His three-and-a-half-minute seasonal message from the Kremlin was being broadcast at midnight in each of Russia's 11 time zones, starting with Kamchatka and Chukotka in the far east.

He was speaking exactly 25 years since he first addressed the nation as its acting president after Boris Yeltsin resigned unexpectedly on the last day of 1999.

Putin, 72, paid tribute to Russian soldiers fighting in the war in Ukraine, describing them as heroes. "We are proud of your courage and bravery. We believe in you," he said.

He made no specific reference to the situation on the battlefield or the prospects for an end to the conflict after Donald Trump returns as U.S. president on Jan. 20. Trump has said he will swiftly stop the war, without providing details.

LOSSES IN UKRAINE

Russian forces in 2024 advanced in Ukraine at the fastest rate since 2022, the war's first year, and control about a fifth of the country. But the gains have come at the cost of heavy, though undisclosed, losses in men and equipment.

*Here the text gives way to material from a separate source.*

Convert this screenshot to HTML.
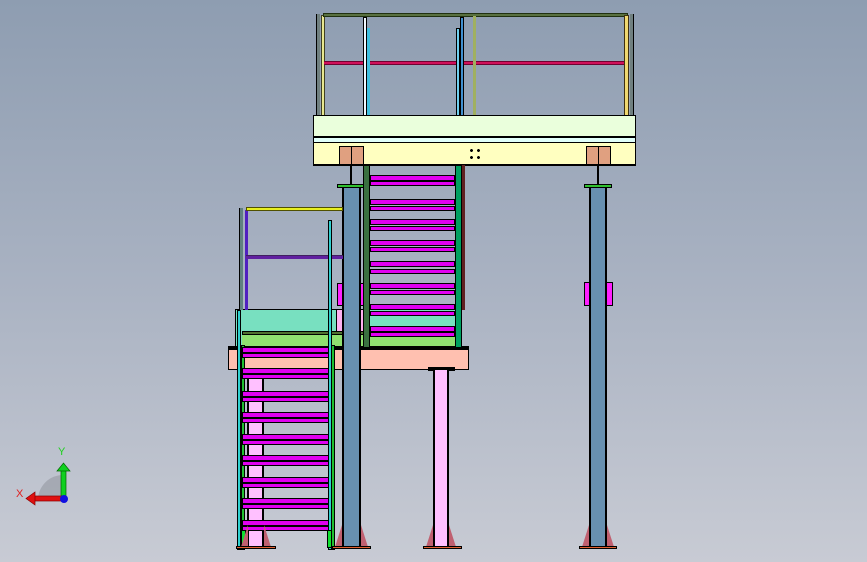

In 2024, Russia was invaded for the first time since World War Two as Ukraine grabbed a slice of its western Kursk region in a surprise counter-attack on Aug. 6.

Russia has yet to eject Ukrainian forces from Kursk despite bringing in more than 10,000 troops from its ally North Korea, according to Ukrainian, South Korean and U.S. assessments. Russia has neither confirmed nor denied their presence.

"To sustain even the very slow advance in Ukraine, Russia has been forced to ignore the months-long occupation of part of its own territory by Ukrainian forces," British security expert Ruth Deyermond said.

"Taking a 'nothing to see here' attitude to the loss of its own land is not what great powers do, particularly one so preoccupied with the idea of state sovereignty."

Deyermond, in a long thread posted on X, suggested Putin's efforts to portray Russia as a leading world power were also undermined by the toppling of its chief Middle East ally, former Syrian President Bashar al-Assad, and its increasing dependence on China.

© Reuters. FILE PHOTO: Russian President Vladimir Putin speaks during a press conference following a meeting of the Supreme Eurasian Economic Council in the Leningrad region, Russia, December 26, 2024. Sputnik/Alexei Danichev/Pool via REUTERS/File Photo

Putin, the longest-serving ruler of Russia since Josef Stalin, said on Dec. 19 that under his leadership the country had moved back from "the edge of the abyss" and rebuffed threats to its sovereignty.

With hindsight, he said, he should not have waited until February 2022 before launching his "special military operation" in Ukraine, the term he still uses for the full-scale invasion of Russia's neighbour.